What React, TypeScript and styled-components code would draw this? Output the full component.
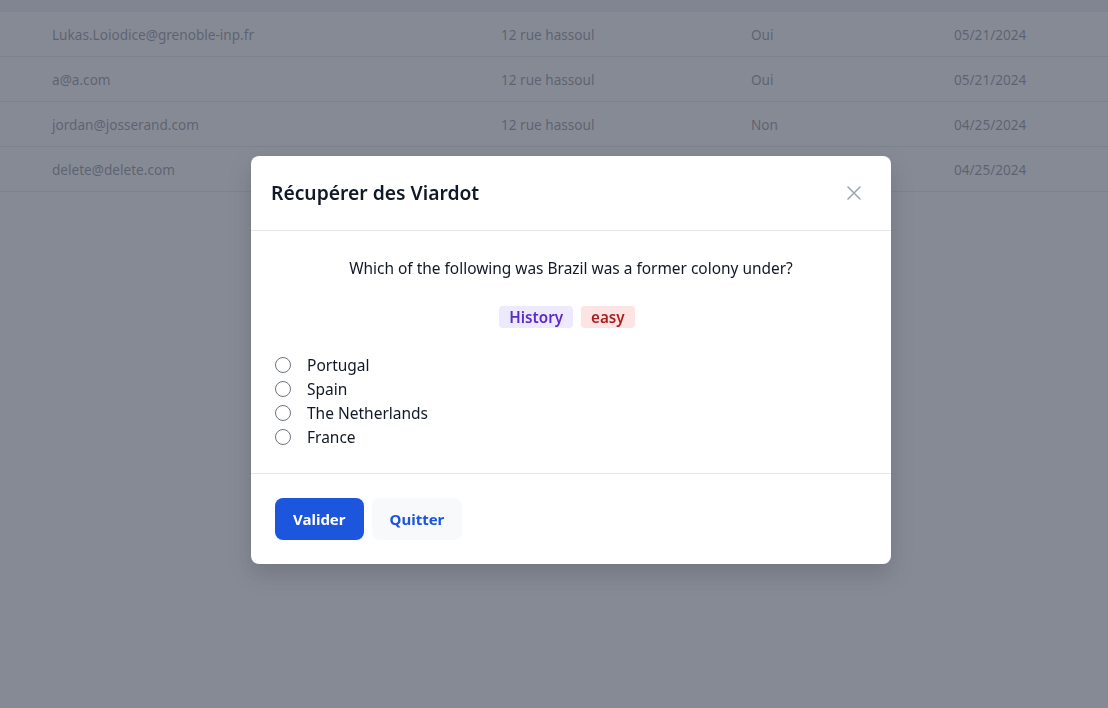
import React from "react";
import styled, { createGlobalStyle } from "styled-components";

const Global = createGlobalStyle`
  html, body { margin: 0; padding: 0; }
  body {
    font-family: "Noto Sans", "Open Sans", sans-serif;
    background: #ffffff;
    width: 1108px;
    height: 708px;
    overflow: hidden;
  }
`;

const Page = styled.div`
  width: 1108px;
  height: 708px;
  background: #ffffff;
`;

const HeadStrip = styled.div`
  height: 12px;
  background: #dfe1e7;
`;

const Row = styled.div`
  display: grid;
  grid-template-columns: 449px 250px 203px 1fr;
  align-items: center;
  height: 44px;
  padding-left: 52px;
  border-bottom: 1px solid #d0d3da;
  font-size: 13.6px;
  color: #1f2633;
`;

const Cell = styled.div`
  white-space: nowrap;
`;

const Overlay = styled.div`
  position: fixed;
  inset: 0;
  background: rgba(107, 112, 126, 0.82);
  display: flex;
  align-items: center;
  justify-content: center;
  padding: 12px 0 0 34px;
`;

const Modal = styled.div`
  width: 640px;
  background: #ffffff;
  border-radius: 8px;
  box-shadow: 0 10px 25px rgba(0, 0, 0, 0.15);
  display: flex;
  flex-direction: column;
`;

const Header = styled.div`
  display: flex;
  align-items: center;
  justify-content: space-between;
  height: 75px;
  padding: 0 24px 0 20px;
  border-bottom: 1px solid #e5e7eb;
  box-sizing: border-box;
`;

const Title = styled.h3`
  margin: 0;
  font-size: 19.3px;
  font-weight: 600;
  color: #111827;
  line-height: 28px;
`;

const CloseBtn = styled.button`
  border: none;
  background: transparent;
  padding: 4px;
  margin-right: 2px;
  display: flex;
  cursor: pointer;
  color: #9ca3af;
`;

const Body = styled.div`
  display: flex;
  flex-direction: column;
  padding: 25px 24px 24px;
  border-bottom: 1px solid #e5e7eb;
`;

const Question = styled.p`
  margin: 0;
  text-align: center;
  font-size: 15.45px;
  line-height: 24px;
  color: #111827;
`;

const Tags = styled.div`
  display: flex;
  justify-content: center;
  margin-top: 26px;
`;

const Tag = styled.span<{ $bg: string; $fg: string }>`
  background: ${(p) => p.$bg};
  color: ${(p) => p.$fg};
  font-size: 15.2px;
  font-weight: 600;
  line-height: 22px;
  padding: 0 10px;
  margin-right: 8px;
  border-radius: 4px;
`;

const Options = styled.div`
  display: flex;
  flex-direction: column;
  margin-top: 25px;
`;

const Option = styled.label`
  display: flex;
  align-items: center;
  gap: 16px;
  height: 24px;
  font-size: 15.5px;
  color: #111827;
`;

const Radio = styled.input`
  appearance: none;
  width: 16px;
  height: 16px;
  margin: 0;
  border: 1px solid #6b7280;
  border-radius: 50%;
  background: #fff;
`;

const Footer = styled.div`
  display: flex;
  gap: 8px;
  padding: 24px 24px 24px;
`;

const Button = styled.button<{ $primary?: boolean }>`
  height: 42px;
  padding: 0 18px;
  border: none;
  border-radius: 8px;
  font-family: inherit;
  font-size: 15px;
  font-weight: 700;
  background: ${(p) => (p.$primary ? "#1c56dc" : "#f8f9fa")};
  color: ${(p) => (p.$primary ? "#ffffff" : "#1c56dc")};
  cursor: pointer;
`;

const rows = [
  ["Lukas.Loiodice@grenoble-inp.fr", "12 rue hassoul", "Oui", "05/21/2024"],
  ["a@a.com", "12 rue hassoul", "Oui", "05/21/2024"],
  ["jordan@josserand.com", "12 rue hassoul", "Non", "04/25/2024"],
  ["delete@delete.com", "12 rue hassoul", "Non", "04/25/2024"],
];

const answers = ["Portugal", "Spain", "The Netherlands", "France"];

export default function App() {
  return (
    <>
      <Global />
      <Page>
        <HeadStrip />
        {rows.map((r, i) => (
          <Row key={i}>
            {r.map((c, j) => (
              <Cell key={j}>{c}</Cell>
            ))}
          </Row>
        ))}
      </Page>
      <Overlay>
        <Modal>
          <Header>
            <Title>Récupérer des Viardot</Title>
            <CloseBtn aria-label="Fermer">
              <svg width="14" height="14" viewBox="0 0 14 14" fill="none">
                <path d="M1 1L13 13M13 1L1 13" stroke="currentColor" strokeWidth="1.5" strokeLinecap="round" />
              </svg>
            </CloseBtn>
          </Header>
          <Body>
            <Question>Which of the following was Brazil was a former colony under?</Question>
            <Tags>
              <Tag $bg="#ede9fe" $fg="#5b2bc7">History</Tag>
              <Tag $bg="#fde4e4" $fg="#a82020">easy</Tag>
            </Tags>
            <Options>
              {answers.map((a) => (
                <Option key={a}>
                  <Radio type="radio" name="answer" />
                  {a}
                </Option>
              ))}
            </Options>
          </Body>
          <Footer>
            <Button $primary>Valider</Button>
            <Button>Quitter</Button>
          </Footer>
        </Modal>
      </Overlay>
    </>
  );
}
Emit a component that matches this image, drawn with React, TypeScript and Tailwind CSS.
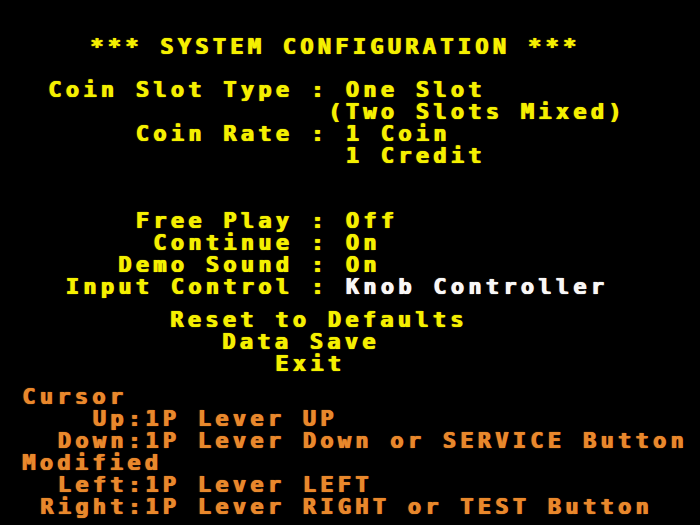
import { Fragment } from 'react'

const settings = [
  { label: 'Coin Slot Type :', value: 'One Slot' },
  { label: '', value: '(Two Slots Mixed)', shift: true },
  { label: 'Coin Rate :', value: '1 Coin' },
  { label: '', value: '1 Credit' },
]

const switches = [
  { label: 'Free Play :', value: 'Off' },
  { label: 'Continue :', value: 'On' },
  { label: 'Demo Sound :', value: 'On' },
  { label: 'Input Control :', value: 'Knob Controller', active: true },
]

const cursorKeys = [
  { key: 'Up:', action: '1P Lever UP' },
  { key: 'Down:', action: '1P Lever Down or SERVICE Button' },
]

const modifyKeys = [
  { key: 'Left:', action: '1P Lever LEFT' },
  { key: 'Right:', action: '1P Lever RIGHT or TEST Button' },
]

const Row = ({ label, value, active, shift }: { label: string; value: string; active?: boolean; shift?: boolean }) => (
  <>
    <div className="text-right">{label}</div>
    <div className={`${shift ? 'pl-0' : 'pl-[17.5px]'} ${active ? 'text-[#f8f8f8]' : ''}`}>{value}</div>
  </>
)

const KeyList = ({ items }: { items: { key: string; action: string }[] }) => (
  <div className="grid grid-cols-[145px_auto]">
    {items.map((k) => (
      <Fragment key={k.key}>
        <div className="text-right">{k.key}</div>
        <div>{k.action}</div>
      </Fragment>
    ))}
  </div>
)

export default function App() {
  return (
    <div className="w-[700px] h-[525px] bg-black overflow-hidden pt-[36px] text-[#f4f000] font-bold text-[22px] leading-[22px] tracking-[4.26px] whitespace-pre [font-family:'DejaVu_Sans_Mono',monospace] [text-shadow:1px_0_0_currentColor,0_0_1px_currentColor]">
      <div className="pl-[90px]">*** SYSTEM CONFIGURATION ***</div>

      <div className="mt-[21px] grid grid-cols-[328px_auto]">
        {settings.map((s, i) => (
          <Row key={i} {...s} />
        ))}
      </div>

      <div className="mt-[43px] grid grid-cols-[328px_auto]">
        {switches.map((s, i) => (
          <Row key={i} {...s} />
        ))}
      </div>

      <div className="mt-[11px] flex flex-col">
        <div className="pl-[170px]">Reset to Defaults</div>
        <div className="pl-[222px]">Data Save</div>
        <div className="pl-[275px]">Exit</div>
      </div>

      <div className="mt-[11px] text-[#e8882c]">
        <div className="pl-[22px]">Cursor</div>
        <KeyList items={cursorKeys} />
        <div className="pl-[22px]">Modified</div>
        <KeyList items={modifyKeys} />
      </div>
    </div>
  )
}
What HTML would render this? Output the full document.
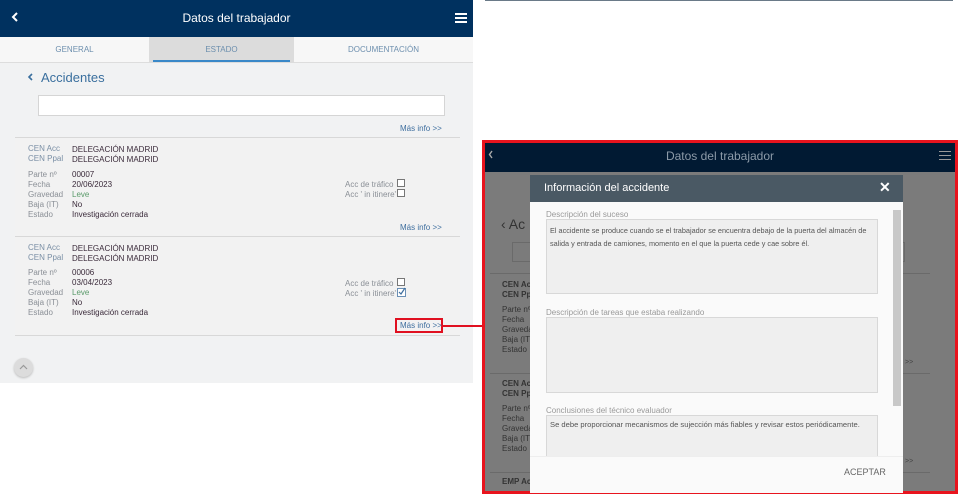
<!DOCTYPE html>
<html><head><meta charset="utf-8"><style>
*{margin:0;padding:0;box-sizing:border-box}
body{width:960px;height:498px;background:#fff;position:relative;overflow:hidden;font-family:"Liberation Sans",sans-serif}
.a{position:absolute}
.lbl{color:#8a8f96;font-size:8px}
.val{color:#3a2a3a;font-size:8px}
.cb{position:absolute;width:8px;height:8px;border:1px solid #777;background:#fff}
.link{color:#3f6f9f;font-size:8px}
</style></head><body>
<div class="a" style="left:0;top:0;width:473px;height:383px;background:#f1f2f3"></div>
<div class="a" style="left:0;top:0;width:473px;height:37px;background:#00315f"></div>
<svg class="a" style="left:11px;top:12px" width="8" height="10"><path d="M6 1L2 5L6 9" stroke="#fff" stroke-width="2" fill="none"/></svg>
<div class="a" style="left:0;top:11px;width:473px;text-align:center;color:#fff;font-size:12px">Datos del trabajador</div>
<div class="a" style="left:455px;top:13px;width:12px;height:2px;background:#fff;box-shadow:0 4px 0 #fff,0 8px 0 #fff"></div>
<div class="a" style="left:0;top:37px;width:473px;height:26px;background:#f7f7f7;border-bottom:1px solid #ddd"></div>
<div class="a" style="left:149px;top:37px;width:145px;height:26px;background:#dcdcdc"></div>
<div class="a" style="left:153px;top:60px;width:137px;height:2px;background:#3a88c8"></div>
<div class="a" style="left:0;top:45px;width:149px;text-align:center;color:#6d8fae;font-size:8px">GENERAL</div>
<div class="a" style="left:149px;top:45px;width:145px;text-align:center;color:#6d8fae;font-size:8px">ESTADO</div>
<div class="a" style="left:294px;top:45px;width:179px;text-align:center;color:#6d8fae;font-size:8px">DOCUMENTACIÓN</div>
<svg class="a" style="left:27px;top:73px" width="7" height="9"><path d="M5 1L2 4L5 7" stroke="#3a6f9e" stroke-width="1.6" fill="none"/></svg>
<div class="a" style="left:41px;top:70px;color:#3a6f9e;font-size:13px">Accidentes</div>
<div class="a" style="left:38px;top:95px;width:407px;height:21px;background:#fff;border:1px solid #d5d5d5"></div>
<div class="a link" style="left:400px;top:124px">Más info &gt;&gt;</div>
<div class="a" style="left:15px;top:137px;width:445px;height:1px;background:#d8d8d8"></div>
<div class="a" style="left:15px;top:138px;width:445px;height:98px;background:#f2f2f2"></div>
<div class="a" style="left:15px;top:236px;width:445px;height:1px;background:#d8d8d8"></div>
<div class="a" style="left:15px;top:237px;width:445px;height:98px;background:#f2f2f2"></div>
<div class="a" style="left:15px;top:335px;width:445px;height:1px;background:#d8d8d8"></div>

<div class="a lbl" style="left:28px;top:144px;line-height:10px;color:#7a8fa5">CEN Acc<br>CEN Ppal</div>
<div class="a val" style="left:72px;top:145px;line-height:10px">DELEGACIÓN MADRID<br>DELEGACIÓN MADRID</div>
<div class="a lbl" style="left:28px;top:170px;line-height:10px">Parte nº<br>Fecha<br>Gravedad<br>Baja (IT)<br>Estado</div>
<div class="a val" style="left:72px;top:170px;line-height:10px">00007<br>20/06/2023<br><span style="color:#5a9a6a">Leve</span><br>No<br>Investigación cerrada</div>
<div class="a lbl" style="left:345px;top:180px;line-height:10px">Acc de tráfico<br>Acc ' in itinere'</div>
<div class="cb" style="left:397px;top:179px"></div><div class="cb" style="left:397px;top:189px"></div>
<div class="a link" style="left:400px;top:223px">Más info &gt;&gt;</div>

<div class="a lbl" style="left:28px;top:243px;line-height:10px;color:#7a8fa5">CEN Acc<br>CEN Ppal</div>
<div class="a val" style="left:72px;top:244px;line-height:10px">DELEGACIÓN MADRID<br>DELEGACIÓN MADRID</div>
<div class="a lbl" style="left:28px;top:268px;line-height:10px">Parte nº<br>Fecha<br>Gravedad<br>Baja (IT)<br>Estado</div>
<div class="a val" style="left:72px;top:268px;line-height:10px">00006<br>03/04/2023<br><span style="color:#5a9a6a">Leve</span><br>No<br>Investigación cerrada</div>
<div class="a lbl" style="left:345px;top:279px;line-height:10px">Acc de tráfico<br>Acc ' in itinere'</div>
<div class="cb" style="left:397px;top:278px"></div>
<svg class="a" style="left:397px;top:286px" width="10" height="11"><rect x="0.5" y="2.5" width="8" height="8" fill="#fff" stroke="#6a8fb5"/><path d="M2 6L4 8L8 2" stroke="#3f6f9f" stroke-width="1.2" fill="none"/></svg>
<div class="a" style="left:395px;top:318px;width:48px;height:15px;border:2px solid #e01020"></div>
<div class="a link" style="left:400px;top:321px">Más info &gt;&gt;</div>
<div class="a" style="left:443px;top:325px;width:41px;height:2px;background:#e01020"></div>
<div class="a" style="left:14px;top:358px;width:19px;height:19px;border-radius:50%;background:#dcdcdc;box-shadow:0 1px 2px #bbb"></div>
<svg class="a" style="left:19px;top:364px" width="9" height="6"><path d="M1 5L4.5 1.5L8 5" stroke="#999" stroke-width="1.2" fill="none"/></svg>

<div class="a" style="left:485px;top:0;width:468px;height:1px;background:#6a7a88"></div>
<div class="a" style="left:482px;top:140px;width:476px;height:354px;border:3px solid #e8141e;background:#7b7b7b"></div>
<div class="a" style="left:485px;top:143px;width:470px;height:29px;background:#011a33"></div>
<svg class="a" style="left:488px;top:150px" width="6" height="9"><path d="M4 1L1.5 4.5L4 8" stroke="#aaa" stroke-width="1.4" fill="none"/></svg>
<div class="a" style="left:485px;top:149px;width:470px;text-align:center;color:#8c9aa8;font-size:12px">Datos del trabajador</div>
<div class="a" style="left:939px;top:151px;width:12px;height:1px;background:#999;box-shadow:0 4px 0 #999,0 8px 0 #999"></div>
<div class="a" style="left:501px;top:216px;color:#333;font-size:14px">&lsaquo; Ac</div>
<div class="a" style="left:512px;top:242px;width:20px;height:20px;border:1px solid #6a6a6a"></div>
<div class="a" style="left:885px;top:242px;width:20px;height:20px;border:1px solid #6a6a6a"></div>
<div class="a" style="left:490px;top:273px;width:440px;height:1px;background:#6a6a6a"></div>
<div class="a" style="left:490px;top:373px;width:440px;height:1px;background:#6a6a6a"></div>
<div class="a" style="left:490px;top:472px;width:440px;height:1px;background:#6a6a6a"></div>
<div class="a" style="left:502px;top:280px;font-size:8px;line-height:10px;color:#333;font-weight:bold">CEN Acc<br>CEN Ppa</div>
<div class="a" style="left:502px;top:305px;font-size:8px;line-height:10px;color:#333">Parte nº<br>Fecha<br>Graveda<br>Baja (IT)<br>Estado</div>
<div class="a" style="left:502px;top:379px;font-size:8px;line-height:10px;color:#333;font-weight:bold">CEN Acc<br>CEN Ppa</div>
<div class="a" style="left:502px;top:404px;font-size:8px;line-height:10px;color:#333">Parte nº<br>Fecha<br>Graveda<br>Baja (IT)<br>Estado</div>
<div class="a" style="left:502px;top:477px;font-size:8px;line-height:10px;color:#333;font-weight:bold">EMP Acc</div>
<div class="a" style="left:905px;top:359px;font-size:7px;color:#444">&gt;&gt;</div>
<div class="a" style="left:905px;top:458px;font-size:7px;color:#444">&gt;&gt;</div>

<div class="a" style="left:530px;top:175px;width:373px;height:27px;background:#4a5964"></div>
<div class="a" style="left:544px;top:182px;color:#fff;font-size:11px">Información del accidente</div>
<div class="a" style="left:879px;top:179px;color:#fff;font-size:14px;font-weight:bold">✕</div>
<div class="a" style="left:530px;top:202px;width:373px;height:291px;background:#fafafa"></div>
<div class="a" style="left:893px;top:210px;width:8px;height:196px;background:#c8c8c8"></div>
<div class="a" style="left:546px;top:210px;color:#999;font-size:8px">Descripción del suceso</div>
<div class="a" style="left:546px;top:219px;width:332px;height:75px;background:#efefef;border:1px solid #d8d8d8;padding:4px 3px;font-size:7.3px;line-height:13px;color:#555">El accidente se produce cuando se el trabajador se encuentra debajo de la puerta del almacén de salida y entrada de camiones, momento en el que la puerta cede y cae sobre él.</div>
<div class="a" style="left:546px;top:308px;color:#999;font-size:8px">Descripción de tareas que estaba realizando</div>
<div class="a" style="left:546px;top:317px;width:332px;height:76px;background:#efefef;border:1px solid #d8d8d8"></div>
<div class="a" style="left:546px;top:406px;color:#999;font-size:8px">Conclusiones del técnico evaluador</div>
<div class="a" style="left:546px;top:415px;width:332px;height:42px;background:#efefef;border:1px solid #d8d8d8;padding:4px 3px;font-size:7.6px;color:#555">Se debe proporcionar mecanismos de sujección más fiables y revisar estos periódicamente.</div>
<div class="a" style="left:530px;top:456px;width:373px;height:37px;background:#fafafa;border-top:1px solid #eee"></div>
<div class="a" style="left:844px;top:467px;color:#666;font-size:9px">ACEPTAR</div>
</body></html>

——

WRITTEN EXERCISE ▸
Go through the data and gather every line that holds "Output".

REPLY ▸
What React, TypeScript and styled-components code would draw this? Output the full component.
What HTML would render this? Output the full document.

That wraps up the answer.